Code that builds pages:
────────

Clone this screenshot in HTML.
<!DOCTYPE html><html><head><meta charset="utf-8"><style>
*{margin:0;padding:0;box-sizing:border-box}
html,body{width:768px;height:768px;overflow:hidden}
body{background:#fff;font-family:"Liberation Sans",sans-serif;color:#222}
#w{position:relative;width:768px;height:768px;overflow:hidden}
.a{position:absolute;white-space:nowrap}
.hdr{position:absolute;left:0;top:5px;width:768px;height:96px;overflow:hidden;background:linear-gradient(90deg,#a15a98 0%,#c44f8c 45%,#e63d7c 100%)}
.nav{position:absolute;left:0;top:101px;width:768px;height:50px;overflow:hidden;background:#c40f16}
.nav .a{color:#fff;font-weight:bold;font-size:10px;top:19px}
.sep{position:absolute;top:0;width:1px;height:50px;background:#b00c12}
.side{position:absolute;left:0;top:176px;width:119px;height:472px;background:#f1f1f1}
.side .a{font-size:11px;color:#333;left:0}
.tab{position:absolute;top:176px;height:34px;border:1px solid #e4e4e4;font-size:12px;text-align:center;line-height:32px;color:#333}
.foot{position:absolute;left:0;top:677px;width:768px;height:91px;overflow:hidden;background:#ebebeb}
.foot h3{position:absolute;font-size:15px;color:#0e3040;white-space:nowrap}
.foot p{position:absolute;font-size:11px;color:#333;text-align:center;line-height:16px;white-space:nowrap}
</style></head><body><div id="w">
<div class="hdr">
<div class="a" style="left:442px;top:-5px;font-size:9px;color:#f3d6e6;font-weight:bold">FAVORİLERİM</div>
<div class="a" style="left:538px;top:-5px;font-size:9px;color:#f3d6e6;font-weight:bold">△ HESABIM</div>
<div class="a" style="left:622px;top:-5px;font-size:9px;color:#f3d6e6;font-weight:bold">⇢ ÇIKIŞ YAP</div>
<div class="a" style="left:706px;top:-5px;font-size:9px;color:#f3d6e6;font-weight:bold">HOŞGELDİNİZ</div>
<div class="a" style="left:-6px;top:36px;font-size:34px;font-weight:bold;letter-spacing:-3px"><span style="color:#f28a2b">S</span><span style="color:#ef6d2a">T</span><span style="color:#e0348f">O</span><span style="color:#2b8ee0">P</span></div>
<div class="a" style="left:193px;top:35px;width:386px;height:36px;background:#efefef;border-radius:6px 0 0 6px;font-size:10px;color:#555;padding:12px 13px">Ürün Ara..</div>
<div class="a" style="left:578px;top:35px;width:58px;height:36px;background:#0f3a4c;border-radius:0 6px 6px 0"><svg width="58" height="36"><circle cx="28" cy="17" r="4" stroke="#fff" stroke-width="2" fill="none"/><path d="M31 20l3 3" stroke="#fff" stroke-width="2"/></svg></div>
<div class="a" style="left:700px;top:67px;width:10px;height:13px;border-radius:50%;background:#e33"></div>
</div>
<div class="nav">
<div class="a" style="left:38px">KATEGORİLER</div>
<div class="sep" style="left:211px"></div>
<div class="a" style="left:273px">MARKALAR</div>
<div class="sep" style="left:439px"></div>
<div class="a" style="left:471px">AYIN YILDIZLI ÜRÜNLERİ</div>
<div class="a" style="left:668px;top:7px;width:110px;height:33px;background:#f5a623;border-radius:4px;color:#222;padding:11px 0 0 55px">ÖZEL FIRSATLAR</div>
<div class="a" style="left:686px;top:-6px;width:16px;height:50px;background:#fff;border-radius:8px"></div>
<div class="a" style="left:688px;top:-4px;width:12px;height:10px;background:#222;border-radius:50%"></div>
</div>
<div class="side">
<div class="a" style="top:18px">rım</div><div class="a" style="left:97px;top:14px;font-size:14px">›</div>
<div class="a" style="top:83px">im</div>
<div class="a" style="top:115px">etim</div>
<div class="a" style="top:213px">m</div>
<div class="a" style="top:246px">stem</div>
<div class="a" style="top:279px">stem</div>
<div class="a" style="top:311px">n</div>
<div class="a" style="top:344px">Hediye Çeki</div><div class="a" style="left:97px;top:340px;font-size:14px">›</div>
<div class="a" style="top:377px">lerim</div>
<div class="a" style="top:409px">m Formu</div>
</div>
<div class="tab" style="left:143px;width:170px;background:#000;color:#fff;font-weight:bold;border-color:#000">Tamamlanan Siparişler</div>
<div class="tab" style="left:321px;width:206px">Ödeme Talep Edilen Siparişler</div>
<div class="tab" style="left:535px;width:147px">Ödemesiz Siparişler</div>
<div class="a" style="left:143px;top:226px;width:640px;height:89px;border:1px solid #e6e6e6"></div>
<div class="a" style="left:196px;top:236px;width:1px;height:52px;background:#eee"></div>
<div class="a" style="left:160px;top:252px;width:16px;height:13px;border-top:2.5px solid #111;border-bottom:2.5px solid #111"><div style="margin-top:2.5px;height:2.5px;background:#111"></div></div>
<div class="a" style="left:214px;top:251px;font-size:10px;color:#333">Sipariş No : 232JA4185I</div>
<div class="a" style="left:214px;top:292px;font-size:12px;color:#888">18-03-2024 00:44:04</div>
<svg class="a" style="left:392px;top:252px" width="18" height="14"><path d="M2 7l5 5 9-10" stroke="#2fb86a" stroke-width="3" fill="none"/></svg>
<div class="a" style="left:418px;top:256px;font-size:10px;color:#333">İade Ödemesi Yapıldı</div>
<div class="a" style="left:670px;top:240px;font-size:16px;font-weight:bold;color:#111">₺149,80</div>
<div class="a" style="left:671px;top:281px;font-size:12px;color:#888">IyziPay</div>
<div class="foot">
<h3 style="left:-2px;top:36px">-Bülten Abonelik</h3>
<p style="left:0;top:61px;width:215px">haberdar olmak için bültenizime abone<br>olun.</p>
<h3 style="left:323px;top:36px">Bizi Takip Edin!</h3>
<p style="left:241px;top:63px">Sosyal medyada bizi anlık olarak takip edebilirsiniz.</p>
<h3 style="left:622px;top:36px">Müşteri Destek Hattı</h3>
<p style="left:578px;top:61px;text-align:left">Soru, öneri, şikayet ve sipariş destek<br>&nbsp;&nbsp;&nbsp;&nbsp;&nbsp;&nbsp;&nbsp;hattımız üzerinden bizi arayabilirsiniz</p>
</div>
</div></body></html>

────────

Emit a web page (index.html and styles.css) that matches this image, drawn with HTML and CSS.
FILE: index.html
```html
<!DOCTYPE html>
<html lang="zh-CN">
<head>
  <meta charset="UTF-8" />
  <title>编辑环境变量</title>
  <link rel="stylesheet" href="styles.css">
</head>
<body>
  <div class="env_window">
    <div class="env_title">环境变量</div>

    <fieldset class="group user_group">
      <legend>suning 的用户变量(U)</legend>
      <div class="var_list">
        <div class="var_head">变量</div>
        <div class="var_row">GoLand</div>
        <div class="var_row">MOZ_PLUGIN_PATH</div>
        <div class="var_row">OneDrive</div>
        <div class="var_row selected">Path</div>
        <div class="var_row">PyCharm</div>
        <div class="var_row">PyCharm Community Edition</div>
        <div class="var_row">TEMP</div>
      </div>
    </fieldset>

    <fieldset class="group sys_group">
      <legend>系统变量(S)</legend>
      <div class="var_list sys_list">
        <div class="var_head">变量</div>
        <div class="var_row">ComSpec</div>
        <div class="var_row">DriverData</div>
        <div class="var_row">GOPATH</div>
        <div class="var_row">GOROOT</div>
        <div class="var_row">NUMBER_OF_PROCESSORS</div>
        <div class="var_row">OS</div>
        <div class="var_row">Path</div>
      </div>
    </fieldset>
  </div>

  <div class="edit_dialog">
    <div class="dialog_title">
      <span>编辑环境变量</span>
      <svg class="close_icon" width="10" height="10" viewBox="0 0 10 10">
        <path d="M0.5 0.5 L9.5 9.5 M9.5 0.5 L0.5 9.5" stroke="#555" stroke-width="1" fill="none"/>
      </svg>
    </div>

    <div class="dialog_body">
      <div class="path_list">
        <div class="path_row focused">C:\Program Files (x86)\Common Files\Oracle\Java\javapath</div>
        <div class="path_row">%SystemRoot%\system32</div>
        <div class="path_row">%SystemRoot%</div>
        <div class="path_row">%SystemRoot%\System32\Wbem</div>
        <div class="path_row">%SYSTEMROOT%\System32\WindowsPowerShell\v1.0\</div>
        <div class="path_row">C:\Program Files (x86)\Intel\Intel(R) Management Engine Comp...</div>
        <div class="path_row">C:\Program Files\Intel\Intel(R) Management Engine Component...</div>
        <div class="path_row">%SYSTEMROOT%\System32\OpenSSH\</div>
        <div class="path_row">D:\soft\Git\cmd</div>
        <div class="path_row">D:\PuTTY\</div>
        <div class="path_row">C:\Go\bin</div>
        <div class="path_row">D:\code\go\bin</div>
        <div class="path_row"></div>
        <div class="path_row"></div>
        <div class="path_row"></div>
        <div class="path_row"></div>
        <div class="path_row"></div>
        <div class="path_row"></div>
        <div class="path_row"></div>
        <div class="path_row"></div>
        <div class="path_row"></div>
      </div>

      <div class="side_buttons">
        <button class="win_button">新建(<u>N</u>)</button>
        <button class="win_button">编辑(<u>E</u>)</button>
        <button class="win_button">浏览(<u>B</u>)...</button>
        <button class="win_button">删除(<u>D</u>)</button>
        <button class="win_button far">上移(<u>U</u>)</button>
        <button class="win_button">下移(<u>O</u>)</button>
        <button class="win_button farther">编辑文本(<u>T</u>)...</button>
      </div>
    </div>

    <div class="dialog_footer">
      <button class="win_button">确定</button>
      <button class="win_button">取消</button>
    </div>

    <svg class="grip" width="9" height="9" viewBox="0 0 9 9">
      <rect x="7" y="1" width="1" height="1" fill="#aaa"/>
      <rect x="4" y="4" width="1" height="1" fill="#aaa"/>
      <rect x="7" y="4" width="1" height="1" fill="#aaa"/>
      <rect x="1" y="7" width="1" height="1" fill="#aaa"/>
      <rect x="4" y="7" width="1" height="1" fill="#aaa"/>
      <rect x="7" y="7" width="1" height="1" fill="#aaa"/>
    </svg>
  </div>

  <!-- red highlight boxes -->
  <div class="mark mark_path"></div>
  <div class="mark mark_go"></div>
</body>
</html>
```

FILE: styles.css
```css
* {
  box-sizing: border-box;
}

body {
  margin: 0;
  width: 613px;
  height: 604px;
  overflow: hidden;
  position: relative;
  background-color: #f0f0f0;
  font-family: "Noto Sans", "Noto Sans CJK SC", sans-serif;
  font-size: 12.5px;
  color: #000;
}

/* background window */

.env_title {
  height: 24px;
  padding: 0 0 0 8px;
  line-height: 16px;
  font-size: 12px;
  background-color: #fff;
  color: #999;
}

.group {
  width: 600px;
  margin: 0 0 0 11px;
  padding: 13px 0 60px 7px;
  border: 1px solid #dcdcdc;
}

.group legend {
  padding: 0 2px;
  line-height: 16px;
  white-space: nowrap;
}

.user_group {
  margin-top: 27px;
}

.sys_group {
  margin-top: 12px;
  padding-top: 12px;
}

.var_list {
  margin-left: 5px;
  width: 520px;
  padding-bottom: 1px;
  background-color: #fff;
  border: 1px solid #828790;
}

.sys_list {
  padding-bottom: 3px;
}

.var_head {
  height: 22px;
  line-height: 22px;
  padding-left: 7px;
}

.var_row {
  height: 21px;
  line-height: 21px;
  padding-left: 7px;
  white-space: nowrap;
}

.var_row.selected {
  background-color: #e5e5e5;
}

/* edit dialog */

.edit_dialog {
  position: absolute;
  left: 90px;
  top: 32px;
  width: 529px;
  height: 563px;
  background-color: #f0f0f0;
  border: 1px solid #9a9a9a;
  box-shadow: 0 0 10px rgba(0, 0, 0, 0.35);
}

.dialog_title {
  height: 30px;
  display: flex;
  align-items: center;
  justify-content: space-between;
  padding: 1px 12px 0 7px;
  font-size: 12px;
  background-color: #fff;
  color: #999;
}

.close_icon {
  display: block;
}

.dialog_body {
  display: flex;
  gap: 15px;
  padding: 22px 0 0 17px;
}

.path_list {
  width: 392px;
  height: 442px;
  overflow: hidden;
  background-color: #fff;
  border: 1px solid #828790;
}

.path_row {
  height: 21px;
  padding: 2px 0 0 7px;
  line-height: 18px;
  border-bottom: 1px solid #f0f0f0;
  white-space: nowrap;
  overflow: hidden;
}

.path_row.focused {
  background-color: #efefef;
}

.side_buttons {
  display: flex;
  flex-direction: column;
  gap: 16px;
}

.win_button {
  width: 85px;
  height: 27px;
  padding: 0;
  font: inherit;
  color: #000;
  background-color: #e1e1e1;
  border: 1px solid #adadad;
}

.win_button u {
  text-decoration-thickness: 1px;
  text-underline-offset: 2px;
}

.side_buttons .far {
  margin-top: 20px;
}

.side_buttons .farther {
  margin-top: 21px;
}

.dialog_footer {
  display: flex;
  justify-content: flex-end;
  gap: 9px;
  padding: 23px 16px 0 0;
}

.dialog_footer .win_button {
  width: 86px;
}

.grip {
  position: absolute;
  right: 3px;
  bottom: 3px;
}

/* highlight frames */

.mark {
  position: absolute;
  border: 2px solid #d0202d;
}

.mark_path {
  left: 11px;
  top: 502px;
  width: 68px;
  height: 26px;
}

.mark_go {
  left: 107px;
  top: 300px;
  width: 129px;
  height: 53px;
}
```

────────

▶ SET EXERCISE
Reply with the number of lines in the data that include the string "this" and nothing else.

▶ OUTPUT
2